Kontan, Rabu, 10 Juli 2019 / 13:33 WIB

KONTAN.CO.ID – JAKARTA. Bursa Efek Indonesia (BEI) mengaku belum akan memanggil PT Adaro Energy Tbk (ADRO) terkait dengan tudingan penggelapan pajak.

Direktur Penilaian Perusahaan BEI I Gede Nyoman Yetna mengatakan, pihaknya masih akan menunggu terlebih dahulu klarifikasi dari emiten batu bara tersebut. “Untuk saat ini yang paling berhak memberikan penjelasan adalah direksi perusahaan. Jadi kami juga sedang tunggu bagaimana penjelasan dari mereka,” kata Nyoman, Rabu (10/7). Nyoman menyebut selama ini pihaknya terus melakukan monitoring baik terhadap perusahaan maupun pemberitaan yang ada di media massa.

Hingga saat ini ADRO belum memberikan keterangan lebih lanjut. Terakhir, sebagaimana dilansir pada situs keterbukaan informasi, ADRO membantah hal tersebut.

“Adaro berkomitmen untuk berkontribusi bagi pembangunan dan kemajuan ekonomi Indonesia melalui pembayaran pajak dan royalti. Tahun 2018, ADRO telah memberikan kontribusi kepada negara senilai total US$ 721 juta,” tulis Sekretaris Perusahaan ADRO Mahardika Putranto dalam keterangan tersebut, Kamis (4/7).

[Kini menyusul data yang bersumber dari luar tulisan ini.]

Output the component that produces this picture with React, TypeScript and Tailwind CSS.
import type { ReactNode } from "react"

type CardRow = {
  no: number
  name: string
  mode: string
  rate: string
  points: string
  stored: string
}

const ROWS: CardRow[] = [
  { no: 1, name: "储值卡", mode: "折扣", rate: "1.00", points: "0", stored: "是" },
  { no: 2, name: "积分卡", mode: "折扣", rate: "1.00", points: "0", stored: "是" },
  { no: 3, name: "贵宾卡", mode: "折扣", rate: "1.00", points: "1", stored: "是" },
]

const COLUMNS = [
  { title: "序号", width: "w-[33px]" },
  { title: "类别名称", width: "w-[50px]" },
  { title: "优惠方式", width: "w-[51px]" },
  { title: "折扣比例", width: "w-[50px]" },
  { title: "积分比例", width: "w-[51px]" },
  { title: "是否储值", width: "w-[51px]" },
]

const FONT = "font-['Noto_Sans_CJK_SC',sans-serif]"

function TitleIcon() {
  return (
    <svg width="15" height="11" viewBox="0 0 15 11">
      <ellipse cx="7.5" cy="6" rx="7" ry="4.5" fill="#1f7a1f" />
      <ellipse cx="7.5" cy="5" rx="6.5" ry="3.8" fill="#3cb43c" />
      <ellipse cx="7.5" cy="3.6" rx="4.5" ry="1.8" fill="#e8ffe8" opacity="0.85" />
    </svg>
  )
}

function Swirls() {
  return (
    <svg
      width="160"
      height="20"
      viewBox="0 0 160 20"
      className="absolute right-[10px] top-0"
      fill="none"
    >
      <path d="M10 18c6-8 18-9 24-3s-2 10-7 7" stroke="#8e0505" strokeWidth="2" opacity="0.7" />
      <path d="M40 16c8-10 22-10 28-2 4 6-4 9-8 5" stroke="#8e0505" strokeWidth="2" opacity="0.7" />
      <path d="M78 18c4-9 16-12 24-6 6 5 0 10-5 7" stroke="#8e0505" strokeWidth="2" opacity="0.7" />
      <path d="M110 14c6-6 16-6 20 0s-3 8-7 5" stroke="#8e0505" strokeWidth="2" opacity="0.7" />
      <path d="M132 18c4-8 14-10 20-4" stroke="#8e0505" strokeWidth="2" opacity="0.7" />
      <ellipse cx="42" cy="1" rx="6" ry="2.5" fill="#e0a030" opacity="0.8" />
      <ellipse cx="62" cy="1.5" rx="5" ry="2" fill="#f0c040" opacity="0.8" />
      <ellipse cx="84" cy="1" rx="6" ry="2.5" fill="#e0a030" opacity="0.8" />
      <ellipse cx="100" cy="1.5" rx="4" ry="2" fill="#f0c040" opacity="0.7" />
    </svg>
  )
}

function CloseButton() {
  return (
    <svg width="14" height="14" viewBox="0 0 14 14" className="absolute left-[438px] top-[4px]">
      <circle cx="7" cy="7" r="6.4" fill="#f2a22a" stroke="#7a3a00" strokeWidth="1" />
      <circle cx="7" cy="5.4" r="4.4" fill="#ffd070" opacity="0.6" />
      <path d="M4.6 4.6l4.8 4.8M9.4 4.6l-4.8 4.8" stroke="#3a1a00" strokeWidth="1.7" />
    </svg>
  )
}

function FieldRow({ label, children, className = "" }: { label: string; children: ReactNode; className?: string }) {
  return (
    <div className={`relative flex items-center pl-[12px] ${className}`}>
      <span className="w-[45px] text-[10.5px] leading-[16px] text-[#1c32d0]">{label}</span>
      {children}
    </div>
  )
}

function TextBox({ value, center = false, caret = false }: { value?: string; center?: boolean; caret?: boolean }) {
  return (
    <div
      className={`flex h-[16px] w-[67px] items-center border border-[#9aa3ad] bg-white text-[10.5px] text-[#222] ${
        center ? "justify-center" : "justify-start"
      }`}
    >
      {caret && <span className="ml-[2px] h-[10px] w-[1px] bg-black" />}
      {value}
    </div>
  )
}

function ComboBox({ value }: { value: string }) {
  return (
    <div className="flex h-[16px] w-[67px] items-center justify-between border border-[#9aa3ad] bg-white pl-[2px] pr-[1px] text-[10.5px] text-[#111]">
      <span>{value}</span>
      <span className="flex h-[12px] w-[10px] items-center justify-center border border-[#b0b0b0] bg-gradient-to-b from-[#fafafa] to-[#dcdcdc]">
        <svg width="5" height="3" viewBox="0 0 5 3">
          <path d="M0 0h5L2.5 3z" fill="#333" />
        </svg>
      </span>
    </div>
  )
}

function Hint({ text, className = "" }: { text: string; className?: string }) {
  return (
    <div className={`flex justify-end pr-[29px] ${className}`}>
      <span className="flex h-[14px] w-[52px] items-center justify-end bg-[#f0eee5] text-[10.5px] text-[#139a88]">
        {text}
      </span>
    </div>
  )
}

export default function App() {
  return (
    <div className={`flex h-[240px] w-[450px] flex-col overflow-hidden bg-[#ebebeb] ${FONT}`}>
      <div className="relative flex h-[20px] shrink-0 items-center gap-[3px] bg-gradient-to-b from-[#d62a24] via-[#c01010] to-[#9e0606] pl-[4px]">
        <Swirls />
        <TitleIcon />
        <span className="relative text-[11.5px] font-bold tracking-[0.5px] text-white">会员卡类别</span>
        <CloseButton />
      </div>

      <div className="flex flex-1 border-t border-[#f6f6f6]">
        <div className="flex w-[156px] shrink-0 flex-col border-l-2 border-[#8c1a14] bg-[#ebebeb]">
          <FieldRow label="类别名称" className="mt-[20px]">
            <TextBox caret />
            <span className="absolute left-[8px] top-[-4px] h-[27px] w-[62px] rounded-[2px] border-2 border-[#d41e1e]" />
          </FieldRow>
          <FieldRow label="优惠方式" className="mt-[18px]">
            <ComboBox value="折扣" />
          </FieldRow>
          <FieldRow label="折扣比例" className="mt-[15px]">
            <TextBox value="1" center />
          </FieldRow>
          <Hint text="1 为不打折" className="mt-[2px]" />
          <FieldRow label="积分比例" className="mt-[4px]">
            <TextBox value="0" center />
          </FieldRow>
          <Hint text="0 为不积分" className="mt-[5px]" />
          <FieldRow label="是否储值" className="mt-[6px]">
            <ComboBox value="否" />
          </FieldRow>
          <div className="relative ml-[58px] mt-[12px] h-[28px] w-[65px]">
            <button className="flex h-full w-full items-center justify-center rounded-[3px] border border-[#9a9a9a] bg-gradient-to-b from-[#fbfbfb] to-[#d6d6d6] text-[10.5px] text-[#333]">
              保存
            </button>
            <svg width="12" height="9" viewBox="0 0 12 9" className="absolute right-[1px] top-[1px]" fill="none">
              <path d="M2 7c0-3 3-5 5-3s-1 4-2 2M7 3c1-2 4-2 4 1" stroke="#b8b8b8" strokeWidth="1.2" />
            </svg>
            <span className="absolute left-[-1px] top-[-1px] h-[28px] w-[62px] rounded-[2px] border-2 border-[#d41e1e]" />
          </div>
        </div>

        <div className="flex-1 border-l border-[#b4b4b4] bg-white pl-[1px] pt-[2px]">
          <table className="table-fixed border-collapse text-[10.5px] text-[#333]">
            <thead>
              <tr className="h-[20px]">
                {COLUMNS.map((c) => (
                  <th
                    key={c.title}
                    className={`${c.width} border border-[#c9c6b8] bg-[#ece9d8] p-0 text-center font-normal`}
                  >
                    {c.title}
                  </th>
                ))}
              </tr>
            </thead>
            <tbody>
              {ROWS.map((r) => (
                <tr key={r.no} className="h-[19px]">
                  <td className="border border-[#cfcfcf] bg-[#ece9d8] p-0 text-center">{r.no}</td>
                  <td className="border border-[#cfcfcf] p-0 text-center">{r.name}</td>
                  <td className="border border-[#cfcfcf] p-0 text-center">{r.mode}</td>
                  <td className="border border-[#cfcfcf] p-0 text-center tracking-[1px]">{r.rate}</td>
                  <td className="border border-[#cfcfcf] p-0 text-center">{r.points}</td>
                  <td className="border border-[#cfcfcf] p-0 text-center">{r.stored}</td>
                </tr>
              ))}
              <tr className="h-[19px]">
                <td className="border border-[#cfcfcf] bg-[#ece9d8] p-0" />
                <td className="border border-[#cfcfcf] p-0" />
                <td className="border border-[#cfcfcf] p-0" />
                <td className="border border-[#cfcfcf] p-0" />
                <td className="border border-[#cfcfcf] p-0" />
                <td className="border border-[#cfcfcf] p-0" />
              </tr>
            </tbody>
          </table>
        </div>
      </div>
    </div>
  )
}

Sebelumnya, perusahaan yang dipimpin oleh Garibaldi Thohir, yang juga menjabat sebagai komisaris BEI, dituding oleh lembaga non-profit internasional Global Witness menggelapkan pajak selama periode 2009 hingga tahun 2017. Dalam kurun waktu tersebut, ADRO dituduh membayar pajak US$ 125 juta lebih rendah kepada pemerintah Indonesia.

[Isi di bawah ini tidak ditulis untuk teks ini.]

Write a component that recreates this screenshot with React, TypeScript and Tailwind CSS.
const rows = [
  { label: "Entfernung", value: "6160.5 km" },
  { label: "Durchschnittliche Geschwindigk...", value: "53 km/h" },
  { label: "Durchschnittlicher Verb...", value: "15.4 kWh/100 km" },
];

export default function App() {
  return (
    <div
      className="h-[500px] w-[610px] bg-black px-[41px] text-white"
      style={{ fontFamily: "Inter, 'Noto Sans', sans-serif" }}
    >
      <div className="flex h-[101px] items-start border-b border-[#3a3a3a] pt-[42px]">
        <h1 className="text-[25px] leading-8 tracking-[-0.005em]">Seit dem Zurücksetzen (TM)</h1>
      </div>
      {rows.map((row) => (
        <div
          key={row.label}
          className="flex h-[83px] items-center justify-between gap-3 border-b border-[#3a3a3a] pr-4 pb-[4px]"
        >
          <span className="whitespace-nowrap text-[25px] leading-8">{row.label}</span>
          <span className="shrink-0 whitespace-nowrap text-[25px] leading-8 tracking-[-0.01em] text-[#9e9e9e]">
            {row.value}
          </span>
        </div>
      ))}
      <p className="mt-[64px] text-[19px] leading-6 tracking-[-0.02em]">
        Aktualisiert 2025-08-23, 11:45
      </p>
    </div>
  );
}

Melalui entitas anak perusahaannya di Singapura yaitu Coaltrade Services International, ADRO memindahkan sejumlah besar uangnya melalui suaka pajak. “Dalam periode tersebut, pemerintah Indonesia rugi hampir US$ 14 juta setiap tahunnya,” kata Stuart McWilliam, Campaign Leader Global Witness dalam keterangan resminya, Kamis (7/4)

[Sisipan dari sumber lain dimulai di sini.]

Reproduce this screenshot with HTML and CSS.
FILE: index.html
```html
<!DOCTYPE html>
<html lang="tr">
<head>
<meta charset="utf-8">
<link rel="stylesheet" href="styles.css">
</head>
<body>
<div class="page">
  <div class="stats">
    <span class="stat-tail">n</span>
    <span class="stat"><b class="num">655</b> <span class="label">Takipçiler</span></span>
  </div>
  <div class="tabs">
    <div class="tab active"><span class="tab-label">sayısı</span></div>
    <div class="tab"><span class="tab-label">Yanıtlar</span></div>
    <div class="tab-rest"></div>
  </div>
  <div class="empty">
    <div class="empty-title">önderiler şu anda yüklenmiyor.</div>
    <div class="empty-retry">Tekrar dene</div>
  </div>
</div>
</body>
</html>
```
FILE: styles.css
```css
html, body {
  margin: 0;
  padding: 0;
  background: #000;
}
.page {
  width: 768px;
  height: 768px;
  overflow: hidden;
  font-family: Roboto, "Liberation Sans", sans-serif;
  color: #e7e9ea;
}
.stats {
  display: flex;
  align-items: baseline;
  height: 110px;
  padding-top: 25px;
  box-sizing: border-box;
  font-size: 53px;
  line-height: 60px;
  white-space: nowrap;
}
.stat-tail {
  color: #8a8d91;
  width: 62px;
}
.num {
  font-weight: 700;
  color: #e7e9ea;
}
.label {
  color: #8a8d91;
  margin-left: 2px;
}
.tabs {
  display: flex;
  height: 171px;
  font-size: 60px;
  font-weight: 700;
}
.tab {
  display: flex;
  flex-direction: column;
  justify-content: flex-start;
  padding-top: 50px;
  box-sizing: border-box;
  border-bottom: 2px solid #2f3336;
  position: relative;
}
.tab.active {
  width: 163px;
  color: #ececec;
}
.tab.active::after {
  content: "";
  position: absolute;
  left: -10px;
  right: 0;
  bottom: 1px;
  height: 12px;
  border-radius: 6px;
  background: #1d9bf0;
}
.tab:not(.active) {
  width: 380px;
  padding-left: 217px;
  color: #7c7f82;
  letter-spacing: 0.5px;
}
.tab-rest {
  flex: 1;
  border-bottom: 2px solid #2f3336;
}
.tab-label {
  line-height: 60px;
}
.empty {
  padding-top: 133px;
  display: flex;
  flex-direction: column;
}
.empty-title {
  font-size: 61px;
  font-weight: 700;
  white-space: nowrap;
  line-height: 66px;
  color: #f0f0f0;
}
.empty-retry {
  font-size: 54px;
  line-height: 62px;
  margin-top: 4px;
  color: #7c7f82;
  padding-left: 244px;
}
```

Temuan itu didapatkan Global Witness setelah menginvestigasi laporan keuangan Coaltrade. Mereka menemukan, bahwa nilai total komisi penjualan yang diterima Coaltrade untuk transaksi di setiap negara dengan tingkat pajak rendah seperti Singapura, telah meningkat. “Dari rata-rata tahunan US$ 4 juta sebelum 2009, meningkat menjadi 55 juta dolar AS dari tahun 2009 sampai 2017,” terang Stuart.